The Neolithic is the last phase of the Stone Age. It used to be defined as the breakthrough of agriculture, recognizable by people with permanent residences (farms), who also had pottery. The Neolithic people were no longer wandering hunters and gatherers. This view on the origin of agricultural society has been challenged and it has become apparent that agriculture, the sedentary way of life, and pottery did not necessarily originate at the same time, which is why archaeologists now prefer to think of the last phase of the Stone Age as a process, "Neolithization".

This much is certain: a new society emerged, in which humans started to take control of their food supply and were no longer completely dependent on what nature used to offered. This meant that more people could be fed and as a consequence, there was a population explosion. At the same time, there was an accumulation of wealth, which had to be protected, so we witness the rise of a class of warriors. Only the emergence of the first cities and the Industrial Revolution have been equally important processes.

The Neolithization of the Lower Danube area started in c.6000 BCE, when farmers from Anatolia settled there. In the course of the sixth millennium, new cultures developed, with pottery that does not resemble anything that was older, neither in Anatolia, nor on the Balkan Peninsula. Something similar can be said about sculpture of the Hamangia culture, which is splendid and without parallel. Gold and copper forging were introduced in the fourth millennium BCE.

This culture was followed in the course of the fourth millennium (the Chalcolithic Age) by the Cernavodă culture. In this period, the number of archaeological finds decreases drastically, suggesting a dramatic decline of the population. One explanation is that an epidemic caused this population decline and made the land accessible for nomads from the east.
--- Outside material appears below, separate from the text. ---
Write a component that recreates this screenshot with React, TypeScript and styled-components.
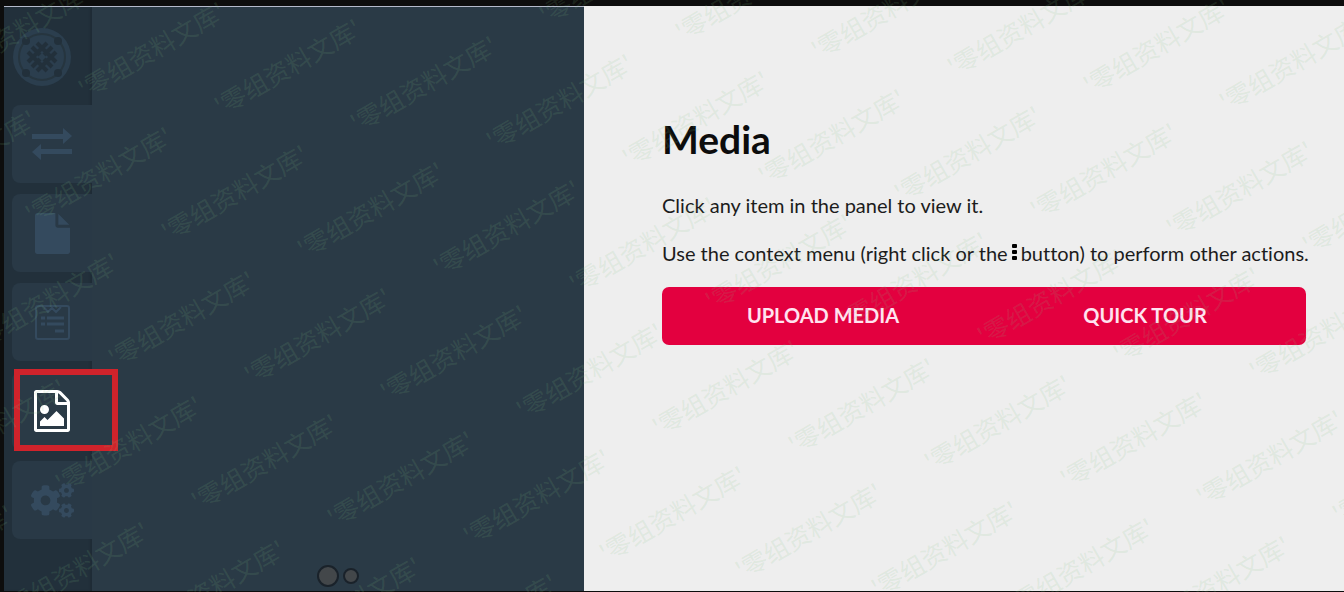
import React from "react";
import styled, { createGlobalStyle } from "styled-components";
import { FaCogs } from "react-icons/fa";

const GlobalStyle = createGlobalStyle`
  *, *::before, *::after { box-sizing: border-box; }
  body { margin: 0; background: #0d0d0d; }
`;

const Page = styled.div`
  position: relative;
  display: flex;
  min-height: 100vh;
  padding: 6px 0 1px 4px;
  overflow: hidden;
  background: #0d0d0d;
  color: #1c1c1c;
  font-family: Lato, "Noto Sans", "Noto Sans CJK SC", sans-serif;
  font-variant-ligatures: none;
`;

const Shell = styled.div`
  flex: 1;
  display: grid;
  grid-template-columns: 88px minmax(0, 492fr) minmax(0, 760fr);
`;

const Sidebar = styled.nav`
  display: flex;
  flex-direction: column;
  align-items: flex-end;
  gap: 11px;
  padding-top: 20px;
  border-top: 1px solid #b4bacb;
  background: #22303b;
  box-shadow: inset -2px 0 2px #1f2c36;
`;

const Brand = styled.a`
  display: flex;
  align-self: flex-start;
  height: 67px;
  padding-left: 8px;
  color: #2b3e4e;
`;

const TabSlot = styled.div`
  position: relative;
  width: 80px;
  height: 78px;
`;

const Tab = styled.button<{ $active?: boolean }>`
  display: flex;
  align-items: center;
  justify-content: center;
  width: 100%;
  height: 100%;
  padding: 0;
  border: 0;
  border-radius: 8px 0 0 8px;
  background: ${(p) => (p.$active ? "#2a3a46" : "#293946")};
  color: ${(p) => (p.$active ? "#fff" : "#344a5e")};
  cursor: pointer;
`;

const Highlight = styled.span`
  position: absolute;
  top: -3px;
  left: 2px;
  width: 104px;
  height: 82px;
  border: 6px solid #d0232b;
  pointer-events: none;
`;

const Panel = styled.section`
  display: flex;
  align-items: flex-end;
  justify-content: center;
  padding-bottom: 4px;
  border-top: 1px solid #b4bacb;
  background: #2a3a46;
`;

const Pager = styled.div`
  display: flex;
  align-items: center;
  gap: 4px;
`;

const Dot = styled.span<{ $size: number }>`
  width: ${(p) => p.$size}px;
  height: ${(p) => p.$size}px;
  border: 2px solid #1a222a;
  border-radius: 50%;
  background: #43474a;
`;

const Main = styled.main`
  padding: 109px 38px 40px 78px;
  background: #eee;
`;

const Title = styled.h1`
  margin: 0 0 28px;
  font-size: 39px;
  line-height: 48px;
  font-weight: 700;
  color: #0c0c0c;
`;

const Text = styled.p`
  margin: 0 0 20px;
  font-size: 20px;
  line-height: 28px;
  white-space: nowrap;
`;

const MoreIcon = styled.svg`
  margin: 0 4px 0 3px;
`;

const Actions = styled.div`
  display: grid;
  grid-template-columns: 1fr 1fr;
  height: 58px;
  overflow: hidden;
  border-radius: 7px;
  background: #e3003f;
`;

const Action = styled.button`
  padding: 0 0 2px;
  border: 0;
  background: transparent;
  color: #ffe3f0;
  font: inherit;
  font-size: 20px;
  font-weight: 700;
  cursor: pointer;
`;

const Watermarks = styled.div`
  position: absolute;
  inset: 0;
  overflow: hidden;
  pointer-events: none;
`;

const Mark = styled.span`
  position: absolute;
  color: rgba(128, 192, 132, 0.14);
  font-family: "Noto Sans CJK SC", sans-serif;
  font-size: 25px;
  line-height: 30px;
  white-space: nowrap;
  transform: rotate(-30deg);
  transform-origin: 0 50%;
`;

const Logo = () => (
  <svg width="60" height="60" viewBox="0 0 60 60" fill="none" stroke="currentColor">
    <circle cx="30" cy="30" r="29" fill="currentColor" stroke="none" />
    <circle cx="30" cy="30" r="23" stroke="#26353f" strokeWidth="2" />
    <g fill="#22303b" stroke="none">
      <circle cx="14" cy="14" r="4" />
      <circle cx="46" cy="14" r="4" />
      <circle cx="14" cy="46" r="4" />
      <circle cx="46" cy="46" r="4" />
    </g>
    <path
      d="M16 25 35 44M25 16 44 35M16 35 35 16M25 44 44 25M20 20 40 40M20 40 40 20"
      stroke="#22303b"
      strokeWidth="4"
    />
    <path d="m30 26 4 4-4 4-4-4z" fill="currentColor" stroke="none" />
  </svg>
);

const SwapIcon = () => (
  <svg width="42" height="32" viewBox="0 0 42 32" fill="currentColor">
    <path d="M1 6h31V0l9 8-9 8v-5H1zM41 21H10v-5l-9 8 9 8v-6h31z" />
  </svg>
);

const FileIcon = () => (
  <svg width="35" height="41" viewBox="0 0 1536 1792" fill="currentColor">
    <path d="M1024 512v-472q22 14 36 28l408 408q14 14 28 36h-472zm-128 32q0 40 28 68t68 28h544v1056q0 40-28 68t-68 28h-1344q-40 0-68-28t-28-68v-1600q0-40 28-68t68-28h800v544z" />
  </svg>
);

const FormIcon = () => (
  <svg width="35" height="35" viewBox="0 0 35 35" fill="none" stroke="currentColor" strokeWidth="2">
    <rect x="1" y="1" width="33" height="33" rx="2" />
    <path d="m9 2 4 5 4-4 4 4 5-5" />
    <path d="M6 13h4M12 13h17M6 19h4M12 19h17M20 26h9" strokeWidth="3" />
  </svg>
);

const ImageFileIcon = () => (
  <svg width="36" height="42" viewBox="0 0 1536 1792" fill="currentColor">
    <path d="M1468 380q28 28 48 76t20 88v1152q0 40-28 68t-68 28h-1344q-40 0-68-28t-28-68v-1600q0-40 28-68t68-28h896q40 0 88 20t76 48zm-444-244v376h376q-10-29-22-41l-313-313q-12-12-41-22zm384 1528v-1024h-416q-40 0-68-28t-28-68v-416h-768v1536h1280zm-128-448v320h-1024v-192l192-192 128 128 384-384zm-832-192q-80 0-136-56t-56-136 56-136 136-56 136 56 56 136-56 136-136 56z" />
  </svg>
);

const tabs = [
  { label: "Redirects", icon: <SwapIcon /> },
  { label: "Pages", icon: <FileIcon /> },
  { label: "Forms", icon: <FormIcon /> },
  { label: "Media", icon: <ImageFileIcon />, active: true },
  { label: "Settings", icon: <FaCogs size={43} /> },
];

const marks: { left: number; top: number }[] = [];
for (let row = -2; row <= 4; row++) {
  for (let col = -3; col <= 11; col++) {
    const left = 216 + col * 136 - row * 53;
    const top = Math.round(92 + col * 17.4 + row * 125.8);
    if (left > -140 && left < 1344 && top > -12 && top < 650) marks.push({ left, top });
  }
}

export default function App() {
  return (
    <Page>
      <GlobalStyle />
      <Shell>
        <Sidebar aria-label="Sections">
          <Brand href="#" aria-label="Home">
            <Logo />
          </Brand>
          {tabs.map((tab) => (
            <TabSlot key={tab.label}>
              <Tab type="button" aria-label={tab.label} $active={tab.active}>
                {tab.icon}
              </Tab>
              {tab.active && <Highlight />}
            </TabSlot>
          ))}
        </Sidebar>
        <Panel aria-label="Media files">
          <Pager>
            <Dot $size={22} />
            <Dot $size={16} />
          </Pager>
        </Panel>
        <Main>
          <Title>Media</Title>
          <Text>Click any item in the panel to view it.</Text>
          <Text>
            Use the context menu (right click or the
            <MoreIcon width="6" height="18" viewBox="0 0 6 18" fill="#000" aria-label="more">
              <rect x="1" y="1" width="5" height="4" rx="1" />
              <rect x="1" y="7" width="5" height="4" rx="1" />
              <rect x="1" y="13" width="5" height="4" rx="1" />
            </MoreIcon>
            button) to perform other actions.
          </Text>
          <Actions>
            <Action type="button">UPLOAD MEDIA</Action>
            <Action type="button">QUICK TOUR</Action>
          </Actions>
        </Main>
      </Shell>
      <Watermarks aria-hidden="true">
        {marks.map((m) => (
          <Mark key={`${m.left}:${m.top}`} style={{ left: m.left, top: m.top }}>
            '零组资料文库'
          </Mark>
        ))}
      </Watermarks>
    </Page>
  );
}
In other words, a demographic catastrophe allowerd the westward migration of Indo-European speakers.

Bronze Age

Bronze Age society (third and second millennium BCE) knew little agriculture. The people of the Early Bronze Coţofeni culture lived in small villages, often on hilltops, or followed their flocks. In the Middle Bronze Age (c.2100-1500 BCE), the pottery of the Monteoru, Vatin, Wietenberg, and Otomani cultures has similarities to Mycenaean ceramics. During the Late Bronze Age (c.1600-1100 BCE), the climate in Southeastern Europe became somewhat more arid and the level of the Black Sea lowered. The population adapted and the Iron Age began.